Через полвека после того, как «Покров небес» очертил для жаждущей,
но необученной аудитории мир распущенности, показав путь Хью Хефнеру, мы
уже утопаем в образах секса и подкамливаемой корпорациями хиповости --
и нам, вероятно, нужно не больше их, а меньше. Боулз же предлагает современному
читателю видение не альтернативной жизни, а скоре побега от жизни вообще.
Звучит это зловеще -- так оно и есть. Как Боулз отмечал в письме издателю,
говоря о «Покрове небес»: «Тени никогда не хватает, слепящий свет всегда
ярче по мере того, как путешествие продолжается. А оно вынуждено продолжаться
-- оазиса, в которм можно остаться, не существует.» Боулзу к тому же нравилось
цитировать афоризм Кафки: «С определенной точки возврата назад уже не будет.
Это та точка, которой нужно достичь.» Кит, оставаясь живой и цепляясь за
собственное безумие, проваливает этот экзамен. Порт, умерев, -- сдает.

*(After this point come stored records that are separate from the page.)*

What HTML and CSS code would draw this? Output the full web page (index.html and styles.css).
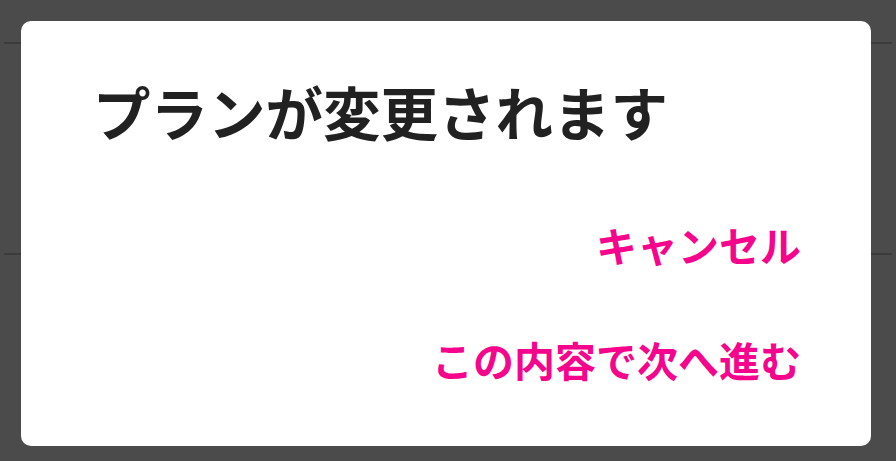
FILE: index.html
```html
<!DOCTYPE html>
<html lang="ja">
<head>
<meta charset="utf-8">
<link rel="stylesheet" href="styles.css">
</head>
<body>
<div class="page">
  <div class="row row-top"></div>
  <div class="row row-mid"></div>
  <div class="row row-rest"></div>
</div>
<div class="dialog">
  <h1 class="title">プランが変更されます</h1>
  <div class="actions">
    <button class="btn">キャンセル</button>
    <button class="btn">この内容で次へ進む</button>
  </div>
</div>
</body>
</html>
```

FILE: styles.css
```css
html, body {
  margin: 0;
  padding: 0;
}
body {
  width: 896px;
  height: 461px;
  background: #4b4b4b;
  overflow: hidden;
  font-family: "Noto Sans CJK JP", "Noto Sans", sans-serif;
  position: relative;
}
.page {
  display: flex;
  flex-direction: column;
  padding: 0 4px;
}
.row {
  border-bottom: 2px solid #3b3b3b;
}
.row-top { height: 42px; }
.row-mid { height: 209px; }
.row-rest { border-bottom: none; }
.dialog {
  position: absolute;
  left: 21px;
  top: 21px;
  width: 850px;
  height: 425px;
  box-sizing: border-box;
  background: #ffffff;
  border-radius: 10px;
  padding: 58px 70px 0 72px;
  display: flex;
  flex-direction: column;
}
.title {
  margin: 0;
  font-size: 57.5px;
  line-height: 64px;
  font-weight: 700;
  color: #212121;
}
.actions {
  display: flex;
  flex-direction: column;
  align-items: flex-end;
  gap: 67px;
  margin-top: 77px;
}
.btn {
  border: none;
  background: none;
  padding: 0;
  margin: 0;
  font-family: inherit;
  font-size: 41px;
  line-height: 48px;
  font-weight: 700;
  color: #f5058c;
}
```
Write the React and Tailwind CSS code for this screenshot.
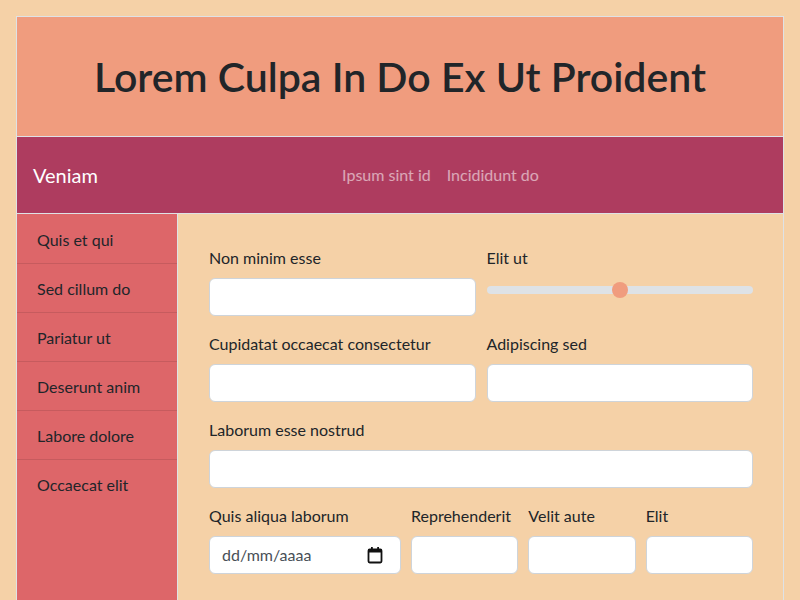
import React from "react";

const sideItems = [
  "Quis et qui",
  "Sed cillum do",
  "Pariatur ut",
  "Deserunt anim",
  "Labore dolore",
  "Occaecat elit",
];

const Field = ({ label, className = "" }) => (
  <div className={className}>
    <label className="block mb-2 leading-6">{label}</label>
    <input
      type="text"
      className="block w-full h-[38px] bg-white border border-[#ced4da] rounded-md px-3"
    />
  </div>
);

const App = () => {
  return (
    <div
      className="min-h-screen bg-[#f5d1a7] p-4 text-[#212529]"
      style={{ fontFamily: "Lato, 'Open Sans', sans-serif" }}
    >
      <div className="border border-[#dee2e6]">
        {/* Header */}
        <header className="h-[120px] bg-[#f09c7e] border-b border-[#dee2e6] flex items-center justify-center">
          <h1 className="text-[41px] font-semibold leading-tight">
            Lorem Culpa In Do Ex Ut Proident
          </h1>
        </header>

        {/* Nav */}
        <nav className="h-[77px] bg-[#ae3c5f] border-b border-[#dee2e6] flex items-center px-4">
          <span className="text-white text-xl mr-4">Veniam</span>
          <div className="flex-1 flex justify-center gap-4 text-white/55">
            <a>Ipsum sint id</a>
            <a>Incididunt do</a>
          </div>
        </nav>

        {/* Body */}
        <div className="flex">
          <aside className="w-[161px] shrink-0 bg-[#dd6669] border-r border-[#dee2e6] min-h-[420px] pt-px">
            {sideItems.map((item, i) => (
              <div
                key={item}
                className={`h-[49px] flex items-center px-5 pt-px ${
                  i < sideItems.length - 1 ? "border-b border-black/10" : ""
                }`}
              >
                {item}
              </div>
            ))}
          </aside>

          <main className="flex-1 pl-[31px] pr-[30px] pt-8 pb-8">
            <div className="grid grid-cols-2 gap-x-[11px]">
              <Field label="Non minim esse" />
              <div>
                <label className="block mb-2 leading-6">Elit ut</label>
                <div className="h-6 flex items-center">
                  <div className="relative w-full h-2 rounded-full bg-[#dee2e6]">
                    <div className="absolute left-1/2 top-1/2 -translate-x-1/2 -translate-y-1/2 w-4 h-4 rounded-full bg-[#f09c7e]" />
                  </div>
                </div>
              </div>
            </div>

            <div className="grid grid-cols-2 gap-x-[11px] mt-4">
              <Field label="Cupidatat occaecat consectetur" />
              <Field label="Adipiscing sed" />
            </div>

            <Field label="Laborum esse nostrud" className="mt-4" />

            <div className="grid grid-cols-[192px_1fr_1fr_1fr] gap-x-[10px] mt-4">
              <div>
                <label className="block mb-2 leading-6">Quis aliqua laborum</label>
                <div className="h-[38px] bg-white border border-[#ced4da] rounded-md px-3 flex items-center justify-between">
                  <span className="text-[#495057]">dd/mm/aaaa</span>
                  <svg width="16" height="18" viewBox="0 0 16 18" className="mr-[5px]">
                    <rect x="1.5" y="3.5" width="13" height="13" rx="1.2" fill="none" stroke="#111" strokeWidth="1.8" />
                    <rect x="1.5" y="3.5" width="13" height="3" fill="#111" />
                    <rect x="4" y="1" width="1.8" height="3.5" fill="#111" />
                    <rect x="10.2" y="1" width="1.8" height="3.5" fill="#111" />
                  </svg>
                </div>
              </div>
              <Field label="Reprehenderit" />
              <Field label="Velit aute" />
              <Field label="Elit" />
            </div>
          </main>
        </div>
      </div>
    </div>
  );
};

export default App;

Боулз искал смерти -- так или иначе -- всю свою жизнь, и ему, должно
быть, казалось, мрачной шуткой, что он задержался в Танжере на десятки
лет. В предисловии к нынешнему изданию, написанном в 1998 году, он заключает,
что, несмотря на множество препятствий к публикации, «роман родился в добром
здравии и теперь, пятьдесят лет спустя, даже живее своего автора.» Год
назад, в 88 лет, Боулз, наконец, умер. Роман до сих пор жив. Он -- крик
о помощи, он перекатывается, звучит каждым своим эхо и тревожно напоминает
торжествующий вопль.
1. Одно из значений слова kit
-- ранец, вещевой мешок. -- Прим. переводчика.